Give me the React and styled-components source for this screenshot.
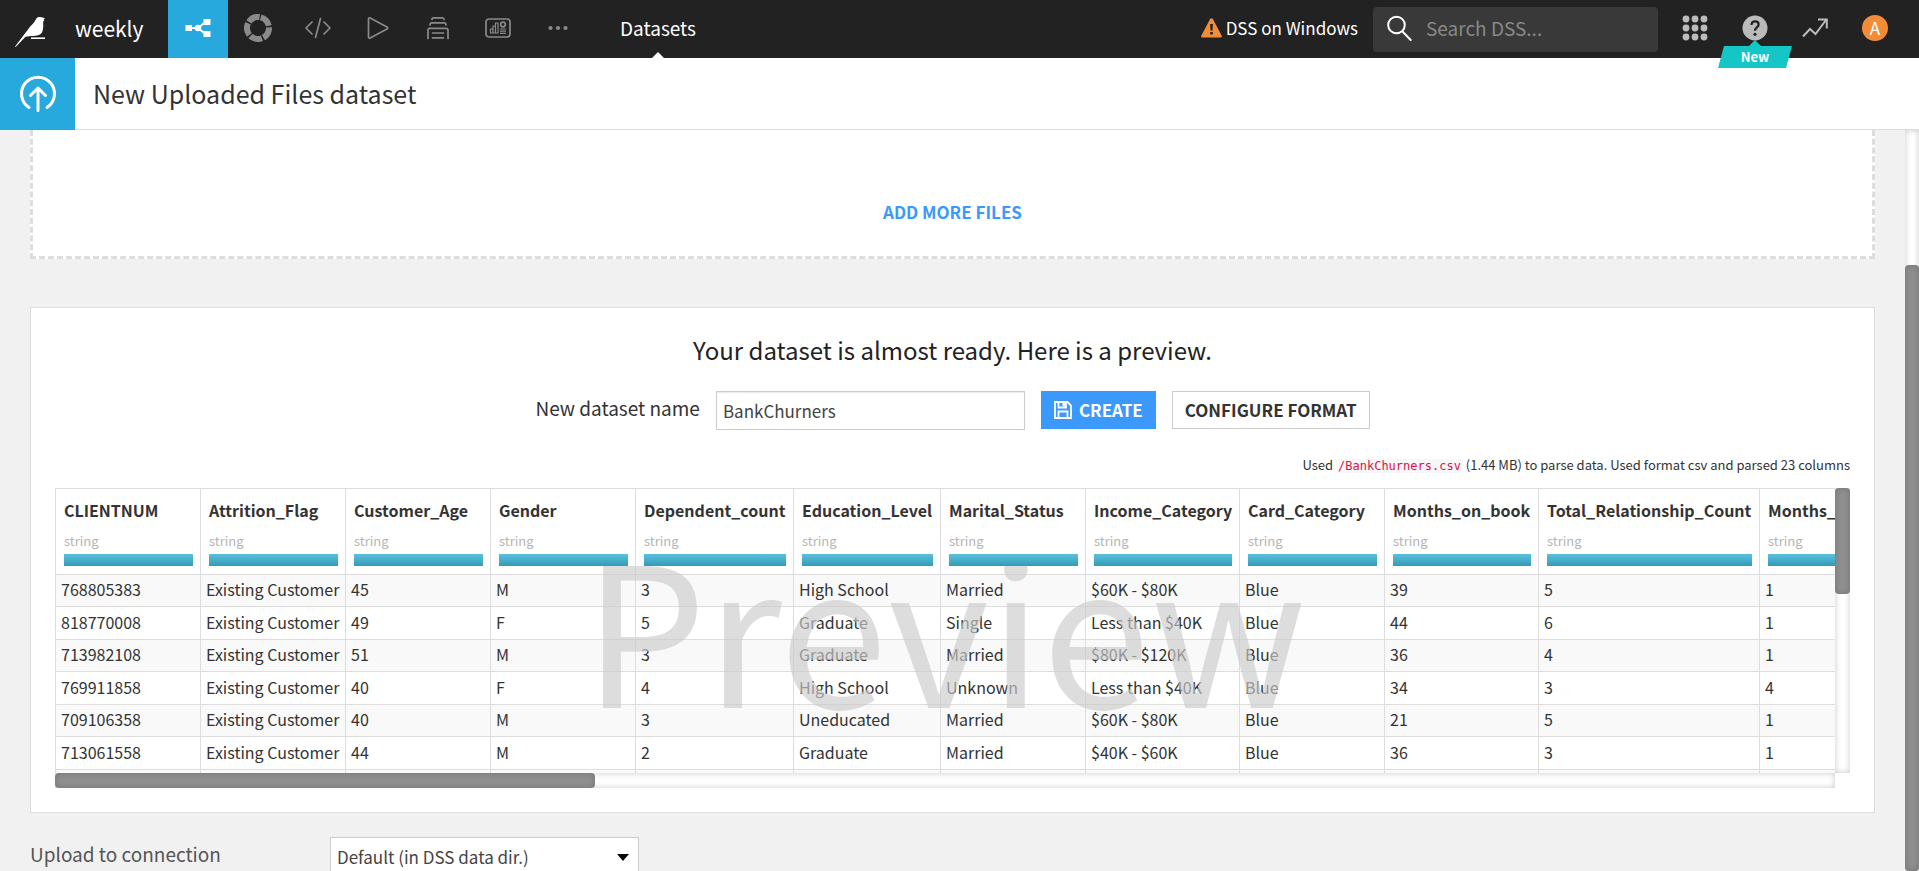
import React from 'react';
import styled, { createGlobalStyle } from 'styled-components';

const GlobalStyle = createGlobalStyle`
  *, *::before, *::after { box-sizing: border-box; }
  body {
    margin: 0;
    background: #f1f1f1;
    color: #333;
    font-family: "Noto Sans CJK SC", "Open Sans", sans-serif;
    font-size: 16px;
    line-height: 24px;
  }
  button, input, select { font: inherit; color: inherit; border-radius: 0; }
`;

const Page = styled.div`
  display: flex;
  flex-direction: column;
  height: 100vh;
  overflow: hidden;
`;

/* ---------- top navigation ---------- */

const NavBar = styled.header`
  display: flex;
  align-items: center;
  flex: none;
  height: 58px;
  padding-right: 14px;
  background: #222;
  color: #fff;
  font-size: 17px;
`;

const HomeLink = styled.a`
  display: flex;
  width: 75px;
  padding: 6px 0 0 15px;
`;

const ProjectLink = styled.a`
  width: 93px;
  padding-bottom: 2px;
  color: #fff;
  font-size: 21px;
  text-decoration: none;
`;

const NavButton = styled.button`
  position: relative;
  display: flex;
  align-items: center;
  justify-content: center;
  width: 60px;
  height: 58px;
  padding: 0 0 2px;
  border: 0;
  background: ${(p) => (p.$active ? '#28a9dd' : 'transparent')};
  color: ${(p) => (p.$active ? '#fff' : p.$light ? '#bbb' : '#8a8a8a')};
  cursor: pointer;
`;

const NavTab = styled.a`
  position: relative;
  display: flex;
  align-items: center;
  height: 58px;
  margin-left: 32px;
  padding-bottom: 2px;
  color: #fff;
  font-size: 19px;
  text-decoration: none;

  &::after {
    content: "";
    position: absolute;
    bottom: 0;
    left: 50%;
    margin-left: -6px;
    border: 6px solid transparent;
    border-top-width: 0;
    border-bottom-color: #fff;
  }
`;

const Notice = styled.div`
  display: flex;
  align-items: center;
  gap: 4px;
  margin-left: auto;
  padding-bottom: 2px;
`;

const SearchBox = styled.label`
  display: flex;
  align-items: center;
  gap: 14px;
  width: 285px;
  height: 45px;
  margin: 0 7px 0 15px;
  padding: 0 14px 2px;
  border-radius: 4px;
  background: #393939;
`;

const SearchInput = styled.input`
  flex: 1;
  min-width: 0;
  padding: 0;
  border: 0;
  outline: 0;
  background: none;
  color: #fff;
  font-size: 19px;

  &::placeholder { color: #888; opacity: 1; }
`;

const NewBadge = styled.span`
  position: absolute;
  top: 46px;
  left: 50%;
  width: 74px;
  height: 22px;
  margin-left: -37px;
  color: #fff;
  font-size: 13px;
  font-weight: 700;
  line-height: 22px;
  text-align: center;
  z-index: 2;

  &::before {
    content: "";
    position: absolute;
    inset: 0 3px;
    background: #14c6c6;
    transform: skewX(-15deg);
    z-index: -1;
  }

  &::after {
    content: "";
    position: absolute;
    bottom: 100%;
    left: 50%;
    margin-left: -6px;
    border: 6px solid transparent;
    border-top-width: 0;
    border-bottom-color: #14c6c6;
  }
`;

const Avatar = styled.span`
  width: 26px;
  height: 26px;
  border-radius: 50%;
  background: #f28c38;
  color: #fff;
  font-size: 17px;
  line-height: 26px;
  text-align: center;
`;

/* ---------- page title ---------- */

const TitleBar = styled.div`
  display: flex;
  align-items: center;
  flex: none;
  height: 72px;
  border-bottom: 1px solid #ddd;
  background: #fff;
`;

const TitleIcon = styled.div`
  display: flex;
  align-items: center;
  justify-content: center;
  align-self: stretch;
  width: 75px;
  margin: 0 18px -1px 0;
  background: #28a9dd;
`;

const Title = styled.h1`
  margin: 0;
  padding-bottom: 2px;
  font-size: 25px;
  font-weight: 400;
  line-height: 36px;
`;

/* ---------- scroll bars ---------- */

const Track = styled.div`
  display: flex;
  flex: none;
  flex-direction: ${(p) => (p.$horizontal ? 'row' : 'column')};
  width: ${(p) => (p.$horizontal ? 'auto' : p.$size)};
  height: ${(p) => (p.$horizontal ? p.$size : 'auto')};
  padding-top: ${(p) => p.$offset || 0};
  background: #fff;
  box-shadow: inset 0 0 6px rgba(0, 0, 0, 0.22);
`;

const Thumb = styled.div`
  flex: ${(p) => (p.$length ? `0 0 ${p.$length}` : 1)};
  border-radius: 4px;
  background: #8f8f8f;
  box-shadow: inset 0 0 6px rgba(0, 0, 0, 0.2);
`;

/* ---------- content ---------- */

const Body = styled.div`
  display: flex;
  flex: 1;
  min-height: 0;
`;

const Content = styled.main`
  flex: 1;
  min-width: 0;
  padding: 0 30px;
  overflow: hidden;
`;

const DropZone = styled.section`
  display: flex;
  align-items: flex-end;
  justify-content: center;
  height: 129px;
  padding-bottom: 32px;
  border: 3px dashed #ddd;
  border-top: 0;
  background: #fff;
`;

const AddFiles = styled.button`
  padding: 0;
  border: 0;
  background: none;
  color: #3b99fc;
  font-weight: 700;
  font-size: 17px;
  line-height: 24px;
  cursor: pointer;
`;

const Panel = styled.section`
  margin-top: 48px;
  padding: 24px;
  border: 1px solid #ddd;
  background: #fff;
`;

const PanelHeading = styled.h2`
  margin: 0;
  color: #222;
  font-size: 24px;
  font-weight: 400;
  line-height: 36px;
  text-align: center;
`;

const CreateForm = styled.form`
  display: flex;
  justify-content: center;
  gap: 16px;
  height: 39px;
  margin-top: 23px;
`;

const FieldLabel = styled.label`
  font-size: 19px;
  line-height: 34px;
`;

const NameInput = styled.input`
  width: 309px;
  height: 39px;
  padding: 0 6px;
  border: 1px solid #ccc;
  box-shadow: inset 0 1px 1px rgba(0, 0, 0, 0.08);
  outline: 0;
  background: #fff;
  color: #444;
  font-size: 17px;
`;

const Button = styled.button`
  display: flex;
  align-items: center;
  gap: 7px;
  height: 38px;
  padding: 0 12px;
  border: 1px solid ${(p) => (p.$primary ? '#3b99fc' : '#ccc')};
  background: ${(p) => (p.$primary ? '#3b99fc' : '#fff')};
  color: ${(p) => (p.$primary ? '#fff' : '#333')};
  font-size: 17px;
  font-weight: 700;
  white-space: nowrap;
  cursor: pointer;
`;

const ParseInfo = styled.p`
  height: 20px;
  margin: 25px 0 13px;
  font-size: 13px;
  line-height: 20px;
  text-align: right;
`;

const Path = styled.code`
  padding: 0 2px;
  border-radius: 3px;
  background: #f7f7f9;
  color: #d14;
  font-family: "DejaVu Sans Mono", monospace;
  font-size: 12px;
  line-height: 1;
`;

const Grid = styled.div`
  position: relative;
  display: grid;
  grid-template-columns: minmax(0, 1fr) 15px;
  grid-template-rows: 285px 15px;
`;

const Viewport = styled.div`
  overflow: hidden;
`;

const DataTable = styled.table`
  width: 1925px;
  table-layout: fixed;
  border-collapse: separate;
  border-spacing: 0;
  border-top: 1px solid #ddd;
  border-left: 1px solid #ddd;
  background: #fff;
  white-space: nowrap;
`;

const Column = styled.col`
  width: ${(p) => p.$width}px;
`;

const HeadCell = styled.th`
  height: 86px;
  padding: 9px 7px 8px 8px;
  border-right: 1px solid #ddd;
  border-bottom: 1px solid #ddd;
  font-weight: 700;
  text-align: left;
  vertical-align: top;
`;

const ColumnType = styled.div`
  margin-top: 10px;
  color: #b5b5b5;
  font-size: 13px;
  font-weight: 400;
  line-height: 18px;
`;

const ValidityBar = styled.div`
  height: 12px;
  margin-top: 4px;
  background: linear-gradient(#5bc0de, #339bb9);
`;

const Row = styled.tr`
  height: 33px;
  &:nth-child(odd) { height: 32px; background: #f9f9f9; }
`;

const Cell = styled.td`
  padding: 0 0 3px 5px;
  border-right: 1px solid #ddd;
  border-bottom: 1px solid #ddd;
  overflow: hidden;
`;

const Watermark = styled.div`
  position: absolute;
  inset: 78px 15px 0 0;
  display: flex;
  align-items: flex-start;
  justify-content: center;
  overflow: hidden;
  color: #ccc;
  opacity: 0.65;
  font-size: 194px;
  line-height: 116px;
  pointer-events: none;
`;

const ConnectionRow = styled.div`
  display: flex;
  margin-top: 24px;
`;

const ConnectionLabel = styled(FieldLabel)`
  width: 300px;
  color: #555;
`;

const SelectWrap = styled.div`
  position: relative;
  width: 309px;
  height: 39px;

  svg {
    position: absolute;
    top: 17px;
    right: 10px;
    pointer-events: none;
  }
`;

const Select = styled.select`
  appearance: none;
  width: 100%;
  height: 100%;
  padding: 0 6px;
  border: 1px solid #ccc;
  outline: 0;
  background: #fff;
  color: #444;
  font-size: 17px;
`;

/* ---------- icons ---------- */

const BirdIcon = () => (
  <svg width="30" height="30" viewBox="0 0 30 30" fill="#fff">
    <path d="M20.500 3C21.500 0.500 23 0 25 0 27 0 27.500 0.800 30 1.200L28.600 2.600 29.400 4 28 4.500C28.400 8 28.600 12 27 15.500 25 18.500 21 19.200 16 19L10.500 19.800 0.600 30 0 29.400 13 12.500C15 9 19 6.500 20.500 3Z" />
    <path d="M16 20.400H30V22H16Z" />
  </svg>
);

const FlowIcon = () => (
  <svg width="26" height="20" viewBox="0 0 26 20">
    <path d="M3 10H13L20.500 4M13 10L20.500 16" fill="none" stroke="#fff" strokeWidth="2" />
    <path d="M0.500 7H7V13H0.500ZM18.500 1H25.500V7H18.500ZM18.500 13H25.500V19H18.500Z" fill="#fff" />
    <circle cx="13" cy="10" r="3.200" fill="#fff" />
  </svg>
);

const RingIcon = () => (
  <svg width="28" height="28" viewBox="0 0 28 28" fill="none" stroke="currentColor">
    <circle cx="14" cy="14" r="11" strokeWidth="6" strokeDasharray="12.223 1.600" transform="rotate(-76 14 14)" />
  </svg>
);

const CodeIcon = () => (
  <svg width="26" height="22" viewBox="0 0 26 22" fill="none" stroke="currentColor" strokeWidth="1.700" strokeLinecap="round" strokeLinejoin="round">
    <path d="M7 5L1 11 7 17M19 5L25 11 19 17M15.500 1.500L10.500 20.500" />
  </svg>
);

const PlayIcon = () => (
  <svg width="22" height="24" viewBox="0 0 22 24" fill="none" stroke="currentColor" strokeWidth="1.700" strokeLinejoin="round">
    <path d="M1.500 3C1.500 2 2.300 1.500 3.200 2L20 11C21 11.600 21 12.400 20 13L3.200 22C2.300 22.500 1.500 22 1.500 21Z" />
  </svg>
);

const StackIcon = () => (
  <svg width="22" height="24" viewBox="0 0 22 24" fill="none" stroke="currentColor" strokeWidth="1.700" strokeLinecap="round">
    <path d="M5 3.500C5 2.300 5.700 1.800 6.500 1.800H15.500C16.300 1.800 17 2.300 17 3.500" />
    <path d="M3 9C3 7.500 3.700 6.900 4.800 6.900H17.200C18.300 6.900 19 7.500 19 9" />
    <path d="M1 22.500V14.500C1 13 1.700 12.300 2.800 12.300H19.200C20.300 12.300 21 13 21 14.500V22.500" />
    <path d="M5.500 17H16.500M5.500 21.800H16.500" />
  </svg>
);

const DashboardIcon = () => (
  <svg width="26" height="20" viewBox="0 0 26 20" fill="none" stroke="currentColor" strokeWidth="1.700">
    <rect x="1" y="1" width="24" height="18" rx="3" />
    <path d="M5.500 15V11H8V15ZM8 15V8H10.500V15ZM10.500 15V5H13V15ZM5 15H13" strokeWidth="1.200" />
    <circle cx="18" cy="6.500" r="2.300" />
    <path d="M15 11H21M15 13.200H21M15 15.400H21" strokeWidth="1.200" />
  </svg>
);

const DotsIcon = () => (
  <svg width="20" height="6" viewBox="0 0 20 6" fill="currentColor">
    <circle cx="2.500" cy="3" r="2.100" />
    <circle cx="10" cy="3" r="2.100" />
    <circle cx="17.500" cy="3" r="2.100" />
  </svg>
);

const WarningIcon = () => (
  <svg width="21" height="20" viewBox="0 0 21 20">
    <path d="M9 1.300C9.700 0 11.300 0 12 1.300L20.600 17.500C21.200 18.800 20.600 19.600 19.300 19.600H1.700C0.400 19.600 -0.200 18.800 0.400 17.500Z" fill="#f28c38" />
    <path d="M9.100 6H11.900L11.500 12.500H9.500ZM9.200 14H11.800V16.600H9.200Z" fill="#222" />
  </svg>
);

const SearchIcon = () => (
  <svg width="25" height="26" viewBox="0 0 25 26" fill="none" stroke="#fff" strokeWidth="2" strokeLinecap="round">
    <circle cx="9.500" cy="10" r="8.300" />
    <path d="M15.500 16.500L23.700 25" />
  </svg>
);

const AppsIcon = () => (
  <svg width="26" height="26" viewBox="0 0 26 26" fill="currentColor">
    {[4, 13, 22].map((y) => [4, 13, 22].map((x) => <circle key={`${x}-${y}`} cx={x} cy={y} r="3.400" />))}
  </svg>
);

const HelpIcon = () => (
  <svg width="26" height="26" viewBox="0 0 26 26">
    <circle cx="13" cy="13" r="12.500" fill="currentColor" />
    <path d="M9.500 10C9.500 7.700 11 6.300 13.100 6.300 15.200 6.300 16.600 7.600 16.600 9.400 16.600 12.300 13 12.400 13 15.800" fill="none" stroke="#222" strokeWidth="2.200" />
    <circle cx="13" cy="19.300" r="1.600" fill="#222" />
  </svg>
);

const TrendIcon = () => (
  <svg width="26" height="20" viewBox="0 0 26 20" fill="none" stroke="currentColor" strokeWidth="2">
    <path d="M1 18.500L8 11 13.500 16 24 2M16 1.500H24.800V10.500" />
  </svg>
);

const UploadIcon = () => (
  <svg width="38" height="38" viewBox="0 0 38 38" fill="none" stroke="#fff" strokeWidth="3" strokeLinecap="round" strokeLinejoin="round">
    <path d="M10 32.500A16.500 16.500 0 1 1 28 32.500" />
    <path d="M19 35.500V13M11.500 20.500L19 13 26.500 20.500" />
  </svg>
);

const SaveIcon = () => (
  <svg width="18" height="18" viewBox="0 0 18 18" fill="none" stroke="currentColor" strokeWidth="1.800">
    <path d="M1 1H13.500L17 4.500V17H1ZM4.500 1V6.500H12V1M4.500 17V10.500H13.500V17" />
    <path d="M8.500 2H11V5.500H8.500Z" fill="currentColor" stroke="none" />
  </svg>
);

const CaretIcon = () => (
  <svg width="12" height="7" viewBox="0 0 12 7">
    <path d="M0 0H12L6 7Z" fill="#000" />
  </svg>
);

/* ---------- data ---------- */

const NAV_ITEMS = [
  { label: 'Flow', icon: <FlowIcon />, active: true },
  { label: 'Lab', icon: <RingIcon /> },
  { label: 'Code', icon: <CodeIcon /> },
  { label: 'Jobs', icon: <PlayIcon /> },
  { label: 'Deployments', icon: <StackIcon /> },
  { label: 'Dashboards', icon: <DashboardIcon /> },
  { label: 'More', icon: <DotsIcon /> },
];

const COLUMNS = [
  ['CLIENTNUM', 145],
  ['Attrition_Flag', 145],
  ['Customer_Age', 145],
  ['Gender', 145],
  ['Dependent_count', 158],
  ['Education_Level', 147],
  ['Marital_Status', 145],
  ['Income_Category', 154],
  ['Card_Category', 145],
  ['Months_on_book', 154],
  ['Total_Relationship_Count', 221],
  ['Months_Inactive_12_mon', 220],
];

const ROWS = [
  ['768805383', 'Existing Customer', '45', 'M', '3', 'High School', 'Married', '$60K - $80K', 'Blue', '39', '5', '1'],
  ['818770008', 'Existing Customer', '49', 'F', '5', 'Graduate', 'Single', 'Less than $40K', 'Blue', '44', '6', '1'],
  ['713982108', 'Existing Customer', '51', 'M', '3', 'Graduate', 'Married', '$80K - $120K', 'Blue', '36', '4', '1'],
  ['769911858', 'Existing Customer', '40', 'F', '4', 'High School', 'Unknown', 'Less than $40K', 'Blue', '34', '3', '4'],
  ['709106358', 'Existing Customer', '40', 'M', '3', 'Uneducated', 'Married', '$60K - $80K', 'Blue', '21', '5', '1'],
  ['713061558', 'Existing Customer', '44', 'M', '2', 'Graduate', 'Married', '$40K - $60K', 'Blue', '36', '3', '1'],
  ['810347208', 'Existing Customer', '51', 'M', '4', 'Unknown', 'Married', '$120K +', 'Gold', '46', '6', '1'],
];

export default function App() {
  return (
    <Page>
      <GlobalStyle />
      <NavBar>
        <HomeLink href="#home" aria-label="Home"><BirdIcon /></HomeLink>
        <ProjectLink href="#project">weekly</ProjectLink>
        {NAV_ITEMS.map((item) => (
          <NavButton key={item.label} type="button" aria-label={item.label} $active={item.active}>
            {item.icon}
          </NavButton>
        ))}
        <NavTab href="#datasets">Datasets</NavTab>
        <Notice><WarningIcon />DSS on Windows</Notice>
        <SearchBox>
          <SearchIcon />
          <SearchInput type="search" placeholder="Search DSS..." aria-label="Search DSS" />
        </SearchBox>
        <NavButton type="button" aria-label="Applications" $light><AppsIcon /></NavButton>
        <NavButton type="button" aria-label="Help" $light><HelpIcon /><NewBadge>New</NewBadge></NavButton>
        <NavButton type="button" aria-label="Activity" $light><TrendIcon /></NavButton>
        <NavButton type="button" aria-label="Profile"><Avatar>A</Avatar></NavButton>
      </NavBar>

      <TitleBar>
        <TitleIcon><UploadIcon /></TitleIcon>
        <Title>New Uploaded Files dataset</Title>
      </TitleBar>

      <Body>
        <Content>
          <DropZone>
            <AddFiles type="button">ADD MORE FILES</AddFiles>
          </DropZone>

          <Panel>
            <PanelHeading>Your dataset is almost ready. Here is a preview.</PanelHeading>
            <CreateForm onSubmit={(e) => e.preventDefault()}>
              <FieldLabel htmlFor="dataset-name">New dataset name</FieldLabel>
              <NameInput id="dataset-name" type="text" defaultValue="BankChurners" />
              <Button type="submit" $primary><SaveIcon />CREATE</Button>
              <Button type="button">CONFIGURE FORMAT</Button>
            </CreateForm>
            <ParseInfo>
              Used <Path>/BankChurners.csv</Path> (1.44 MB) to parse data. Used format csv and parsed 23 columns
            </ParseInfo>
            <Grid>
              <Viewport>
                <DataTable>
                  <colgroup>
                    {COLUMNS.map(([name, width]) => <Column key={name} $width={width} />)}
                  </colgroup>
                  <thead>
                    <tr>
                      {COLUMNS.map(([name]) => (
                        <HeadCell key={name} scope="col">
                          {name}
                          <ColumnType>string</ColumnType>
                          <ValidityBar />
                        </HeadCell>
                      ))}
                    </tr>
                  </thead>
                  <tbody>
                    {ROWS.map((row) => (
                      <Row key={row[0]}>
                        {row.map((value, i) => <Cell key={COLUMNS[i][0]}>{value}</Cell>)}
                      </Row>
                    ))}
                  </tbody>
                </DataTable>
              </Viewport>
              <Track $size="15px"><Thumb $length="106px" /></Track>
              <Track $horizontal $size="15px"><Thumb $length="540px" /></Track>
              <Watermark aria-hidden="true">Preview</Watermark>
            </Grid>
          </Panel>

          <ConnectionRow>
            <ConnectionLabel htmlFor="connection">Upload to connection</ConnectionLabel>
            <SelectWrap>
              <Select id="connection" defaultValue="default">
                <option value="default">Default (in DSS data dir.)</option>
              </Select>
              <CaretIcon />
            </SelectWrap>
          </ConnectionRow>
        </Content>
        <Track $size="14px" $offset="135px">
          <Thumb />
        </Track>
      </Body>
    </Page>
  );
}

» **What is expected**: Where a line contains "React", copy that line.

» **Exercise output**:
Give me the React and styled-components source for this screenshot.
import React from 'react';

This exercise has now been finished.